Norman ruled the SIU had misinterpreted its authority and, although it mentioned master’s degrees and doctorates in its motivation to Ramaphosa, it never motivated for an inclusion in the proclamation.

She said the terms, “such as or including”, which the SIU and the university had used to grant itself extended investigative powers, were not in the original proclamation.

Norman cited responding papers from Ramaphosa, which urged the SIU to write a motivation if it sought to expand the scope of the probe to master’s degrees. The university, in turn, added its attorneys were studying the judgment.

“The University of Fort Hare is committed to see all issues of maladministration and fraud in the institution being dealt with in order to root out corruption,” said the university’s spokesperson, JP Roodt.

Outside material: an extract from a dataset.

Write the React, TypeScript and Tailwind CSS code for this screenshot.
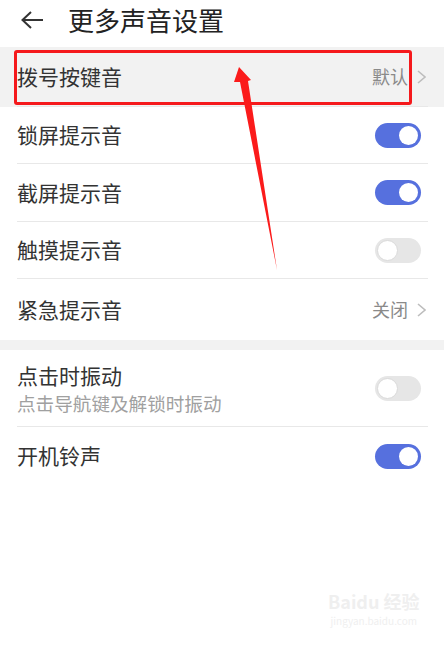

Welcoming the judgment, Mabuyane said his legal team was preparing court papers to deal with the second part of the application.

“We are also going to file new papers to review and set aside the so-called forensic report which the University of Fort Hare gave to the SIU as a basis to investigate me.”

He added the university had victimised him when it deregistered him and commissioned an investigation which made findings against him without hearing his side of the story.

Mabuyane accused Fort Hare vice-chancellor Professor Sakhela Buhlungu of having an axe to grind and for perpetually framing him.

The SIU said it had studied the judgment and was happy that it did not interdict or suspend the Fort Hare University investigation in its entirety.

SIU spokesperson Kaizer Kganyago said:

“We are also optimistic that we will present our case when Part B of this matter is heard. The SIU is further encouraged by paragraph 66 of the judgment which states that: ‘Where there is evidence that implicates unlawful conduct in so far as the master’s degree is concerned, there is nothing stopping the SIU from preparing a motivation as it did with the earlier proclamation and request the president to proclaim that the registration for [the] master’s degree, too, should be investigated.'”

Kganyago added that the judgment had noted that there was no evidence of malice by the SIU.

“The SIU will explore all legal options available to it.”